Quasimodo said:
sysprog said:
The process as I outlined it was a sketch. Actually implementing something like it safely instead of using an AV product is rather involved. I don't recommend it except as it may be implemented by a competent technician.
I have seen hundred of users had to re-install their OS and all the programs just because a virus infected the MBR or OS. Simple disk imaging might work or might not work depending on the case and severity of infection.
Yeah, but you were the one who said (in response to
@WWGD):
NO! The safest method is to clone your HDD and SSD's before. Cloning once a month say, is the safest method guaranteed to protect you from malware plus you don't need to pay any money for anti-virus.
(emphasis added)
That's why I recommend disk-cloning at least once a month. It's not an easy process for the average user it's true.
I didn't say what you appear to be indicating me to have said. I think mere disk cloning is easy enough for most users. What I in fact said, in response to the contention of
@Dr Transport to the effect that AV software was the right choice, was:
sysprog said:
The process as I outlined it was a sketch. Actually implementing something like it safely instead of using an AV product is rather involved. I don't recommend it except as it may be implemented by a competent technician.
(emphasis added)
That's not the same as saying that simple disk cloning is difficult. What would be rather involved would be setting up a regimen that implemented an automated procedure for robustly preserving prior information states, such that one could confidently dispense with use of AV products.
And what makes you think that you can't clone a RAID disk?
I gave no indication that I thought that you can't clone a RAID disk. You can image or clone any disk. The disks and the sectors thereon don't know that they're part of an array.
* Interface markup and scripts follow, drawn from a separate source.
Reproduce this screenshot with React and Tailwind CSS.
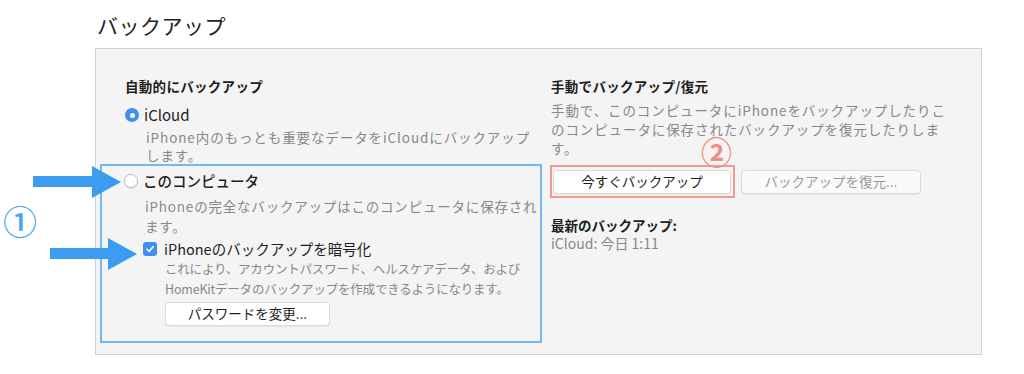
import React from 'react';

const FONT = { fontFamily: '"Noto Sans CJK JP", "Noto Sans", sans-serif' };

function Radio({ checked }) {
  if (checked) {
    return (
      <span className="w-[14px] h-[14px] rounded-full bg-[#3e8ff1] flex items-center justify-center shrink-0">
        <span className="w-[5px] h-[5px] rounded-full bg-white" />
      </span>
    );
  }
  return (
    <span className="w-[14px] h-[14px] rounded-full bg-white border border-[#bdbdbd] shadow-[0_1px_1px_rgba(0,0,0,0.08)] shrink-0" />
  );
}

function Checkbox() {
  return (
    <span className="w-[14px] h-[14px] rounded-[3px] bg-[#3e8ff1] flex items-center justify-center shrink-0">
      <svg width="10" height="10" viewBox="0 0 10 10" fill="none">
        <path d="M2 5.2 L4.2 7.4 L8.2 2.6" stroke="white" strokeWidth="1.6" strokeLinecap="round" strokeLinejoin="round" />
      </svg>
    </span>
  );
}

function MacButton({ children, disabled, className = '' }) {
  return (
    <button
      className={`h-[24px] rounded-[4px] border border-[#dadada] shadow-[0_1px_1px_rgba(0,0,0,0.06)] text-[13.5px] leading-none flex items-center justify-center ${
        disabled ? 'bg-[#fafafa] text-[#9a9a9a]' : 'bg-white text-[#1e1e1e]'
      } ${className}`}
    >
      {children}
    </button>
  );
}

export default function App() {
  return (
    <div className="relative w-[1024px] h-[374px] bg-white overflow-hidden text-[#1e1e1e]" style={FONT}>
      {/* Title */}
      <div className="h-[48px] pt-[10px] pl-[97px] text-[21px] leading-[30px] tracking-[0.5px] text-[#222]">
        バックアップ
      </div>

      {/* Panel */}
      <div className="ml-[95px] w-[887px] h-[307px] border border-[#d2d2d2] bg-[#f4f4f4] flex">
        {/* Left column */}
        <div className="w-[454px] pl-[29px] pt-[28px] flex flex-col">
          <div className="text-[13.5px] leading-[18px] font-bold tracking-[0.3px]">自動的にバックアップ</div>

          <div className="mt-[10px] h-[20px] flex items-center gap-[5px]">
            <Radio checked />
            <span className="text-[15px] text-[#1e1e1e]">iCloud</span>
          </div>
          <div className="mt-[3px] pl-[21px] text-[13.5px] leading-[18px] text-[#888] tracking-[0.9px]">
            iPhone内のもっとも重要なデータをiCloudにバックアップ
            <br />
            します。
          </div>

          {/* このコンピュータ (blue annotation frame) */}
          <div className="ml-[-25px] w-[442px] border-2 border-[#72b9f2] pt-[5px] pb-[15px] pl-[22px] flex flex-col">
            <div className="h-[20px] flex items-center gap-[5px]">
              <Radio />
              <span className="text-[14.5px] font-medium">このコンピュータ</span>
            </div>
            <div className="mt-[5px] pl-[21px] text-[13.5px] leading-[20px] text-[#888] tracking-[0.8px] whitespace-nowrap">
              iPhoneの完全なバックアップはこのコンピュータに保存され
              <br />
              ます。
            </div>

            <div className="mt-[3px] ml-[19px] h-[20px] flex items-center gap-[7px]">
              <Checkbox />
              <span className="text-[14.5px]">iPhoneのバックアップを暗号化</span>
            </div>
            <div className="pl-[41px] text-[12.5px] leading-[20px] text-[#888] tracking-[-0.2px]">
              これにより、アカウントパスワード、ヘルスケアデータ、および
              <br />
              HomeKitデータのバックアップを作成できるようになります。
            </div>
            <div className="mt-[3px] ml-[41px]">
              <MacButton className="w-[165px] h-[23px]">パスワードを変更...</MacButton>
            </div>
          </div>
        </div>

        {/* Right column */}
        <div className="flex-1 pt-[28px] pl-[1px] flex flex-col">
          <div className="text-[13.5px] leading-[18px] font-bold tracking-[0.3px]">手動でバックアップ/復元</div>
          <div className="mt-[6px] text-[13.5px] leading-[19px] text-[#888] tracking-[0.9px] whitespace-nowrap">
            手動で、このコンピュータにiPhoneをバックアップしたりこ
            <br />
            のコンピュータに保存されたバックアップを復元したりしま
            <br />
            す。
          </div>
          <div className="mt-[7px] ml-[-1px] flex items-center gap-[6px]">
            <div className="border-2 border-[#f19a90] pt-[3px] pl-[1px] pr-[2px] pb-[2px]">
              <MacButton className="w-[178px]">今すぐバックアップ</MacButton>
            </div>
            <MacButton disabled className="w-[180px] h-[23px]">バックアップを復元...</MacButton>
          </div>
          <div className="mt-[18px] text-[13.5px] leading-[18px] font-bold">最新のバックアップ:</div>
          <div className="text-[14px] leading-[18px] text-[#888]">iCloud: 今日 1:11</div>
        </div>
      </div>

      {/* Annotations */}
      <svg className="absolute left-0 top-0 pointer-events-none" width="150" height="290" viewBox="0 0 150 290">
        <rect x="33" y="176" width="61" height="11" fill="#3c9df0" />
        <polygon points="92,166 121,182 92,198" fill="#3c9df0" />
        <rect x="50" y="248" width="60" height="11" fill="#3c9df0" />
        <polygon points="108,238 137,254 108,270" fill="#3c9df0" />
      </svg>
      <span className="absolute left-[3px] top-[204px] text-[34px] leading-none font-medium text-[#4aa7f0]">①</span>
      <span className="absolute left-[701px] top-[135px] text-[31px] leading-none font-bold text-[#ef8e84]">②</span>
    </div>
  );
}
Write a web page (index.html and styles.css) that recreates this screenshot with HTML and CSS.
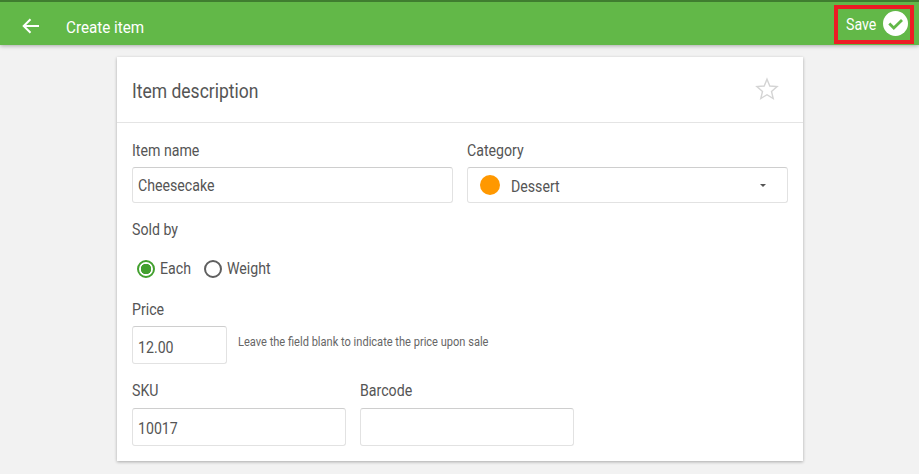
FILE: index.html
```html
<!DOCTYPE html>
<html lang="en">
<head>
<meta charset="utf-8">
<title>Create item</title>
<link rel="stylesheet" href="styles.css">
</head>
<body>
<header class="topbar">
  <svg class="back" width="18" height="16" viewBox="0 0 18 16"><path d="M17 8H2M8.5 1.2 1.7 8l6.8 6.8" fill="none" stroke="#fff" stroke-width="2"/></svg>
  <div class="title"><span class="sq">Create item</span></div>
  <div class="save">
    <span class="sq">Save</span>
    <svg class="save-icon" width="25" height="25" viewBox="0 0 25 25"><circle cx="12.5" cy="12.5" r="12.5" fill="#fff"/><path d="M6.3 12.6 10.8 17 19 9" fill="none" stroke="#62b848" stroke-width="2.8"/></svg>
  </div>
</header>
<main class="card">
  <div class="card-head">
    <h1><span class="sq">Item description</span></h1>
    <svg class="star" width="24" height="23" viewBox="0 0 24 23"><path d="M12 2.2 14.8 9l7.3.6-5.6 4.8 1.7 7.1L12 17.7l-6.2 3.8 1.7-7.1L1.9 9.6 9.2 9z" fill="none" stroke="#d4d4d4" stroke-width="1.4"/></svg>
  </div>
  <div class="card-body">
    <div class="row row-main">
      <div class="field grow">
        <label><span class="sq">Item name</span></label>
        <div class="input tall"><span class="sq">Cheesecake</span></div>
      </div>
      <div class="field grow">
        <label><span class="sq">Category</span></label>
        <div class="input tall select">
          <i class="dot"></i><span class="select-text"><span class="sq">Dessert</span></span><i class="caret"></i>
        </div>
      </div>
    </div>
    <div class="sold-label"><label><span class="sq">Sold by</span></label></div>
    <div class="radios">
      <span class="radio on"></span><span class="radio-text"><span class="sq">Each</span></span>
      <span class="radio"></span><span class="radio-text"><span class="sq">Weight</span></span>
    </div>
    <div class="field price-field">
      <label><span class="sq">Price</span></label>
      <div class="price-row">
        <div class="input price"><span class="sq">12.00</span></div>
        <span class="hint"><span class="sq">Leave the field blank to indicate the price upon sale</span></span>
      </div>
    </div>
    <div class="row row-codes">
      <div class="field code">
        <label><span class="sq">SKU</span></label>
        <div class="input high"><span class="sq">10017</span></div>
      </div>
      <div class="field code">
        <label><span class="sq">Barcode</span></label>
        <div class="input high"></div>
      </div>
    </div>
  </div>
</main>
</body>
</html>
```

FILE: styles.css
```css
* { box-sizing: border-box; }
html, body { height: 100%; }
body {
  margin: 0;
  height: 474px;
  overflow: hidden;
  background: #f2f2f2;
  font-family: Roboto, "Liberation Sans", sans-serif;
  color: #555;
}
/* the reference is horizontally squeezed: all text is narrow and tall */
.sq {
  display: inline-block;
  white-space: nowrap;
  transform: scaleX(.885);
  transform-origin: left center;
}
.topbar {
  height: 45px;
  background: #62b848;
  border-top: 2px solid #3f7d2f;
  box-shadow: 0 1px 4px rgba(0,0,0,.3);
  display: flex;
  align-items: center;
  padding: 0 5px 0 22px;
  color: #fff;
}
.back { margin-top: 5px; }
.title { margin: 7px 0 0 26px; font-size: 17.2px; flex: 1; }
.save {
  width: 80px;
  height: 39px;
  align-self: flex-start;
  margin-top: 3px;
  border: 4px solid #ed1c24;
  display: flex;
  align-items: center;
  gap: 3px;
  padding-left: 8px;
  font-size: 16px;
}
.save-icon { margin-top: -3px; }
.card {
  width: 686px;
  height: 404px;
  margin: 12px 0 0 117px;
  background: #fff;
  box-shadow: 0 1px 3px rgba(0,0,0,.3);
}
.card-head {
  height: 66px;
  border-bottom: 1px solid #e4e4e4;
  display: flex;
  align-items: center;
  justify-content: space-between;
  padding: 0 24px 0 15px;
}
h1 { margin: 3px 0 0; font-size: 19.8px; font-weight: 400; color: #555; }
.star { margin-top: -3px; }
.card-body { padding: 17px 15px 0; }
.row { display: flex; gap: 14px; }
.field { display: flex; flex-direction: column; }
.grow { flex: 1; }
label { font-size: 16px; height: 20px; line-height: 22px; color: #555; display: block; }
.input {
  margin-top: 7px;
  border: 1px solid #e2e2e2;
  border-top-color: #cecece;
  border-radius: 3px;
  padding: 0 5px;
  font-size: 16px;
  display: flex;
  align-items: center;
  color: #555;
}
.tall { height: 36px; }
.high { height: 38px; margin-top: 8px; padding-top: 2px; }
.select { padding-left: 12px; }
.dot { width: 20px; height: 20px; border-radius: 50%; background: #ff9800; }
.select-text { margin: 2px 0 0 11px; flex: 1; }
.caret {
  width: 0; height: 0;
  border: 3.5px solid transparent;
  border-top-color: #555;
  border-bottom: 0;
  margin-right: 16px;
}
.sold-label { margin-top: 16px; }
.radios { display: flex; align-items: center; margin-top: 20px; padding-left: 5px; font-size: 16px; }
.radio {
  width: 18px; height: 18px;
  border-radius: 50%;
  border: 2px solid #5f5f5f;
  display: block;
}
.radio.on { border-color: #43a02f; background: radial-gradient(circle, #43a02f 0 5px, #fff 5.5px); }
.radio-text { margin-left: 5px; width: 44px; }
.price-field { margin-top: 21px; }
.price-row { display: flex; align-items: flex-start; }
.price { width: 95px; height: 38px; padding-top: 5px; }
.hint { font-size: 12.5px; margin: 15px 0 0 11px; color: #666; }
.row-codes { margin-top: 16px; }
.code { width: 214px; }
```
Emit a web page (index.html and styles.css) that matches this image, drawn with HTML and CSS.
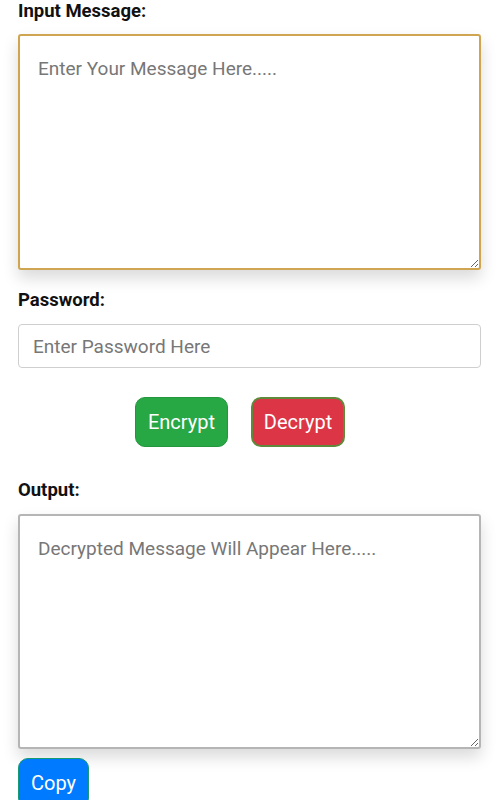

Imaging and Cloning are entirely different procedures.
If by 'cloning' you meant keeping a second device of exactly the same type as the first, and then rendering the second device such that you could swap the 2 devices, with the 2 devices performing indistinguishably from each other, just as you can with RAID 1, that would be the most accurate use of the term.
You didn't say anything about buying a second HDD or SSD of the same model as the first. so I didn't assume that was what you meant.
The process of making such a clone is normally accomplished by imaging the first device, and then copying from the image to the second device in such manner as to make the second device sector-by-sector informationally equivalent to the first.
More informally, in an information state preservation context, people often refer to making a restorable image and then storing the image to another device for safekeeping as 'cloning', because that's the first half of cloning, and because using the image to restore a prior state to the first device employs the same process as using the image to render a second device the same as the first does.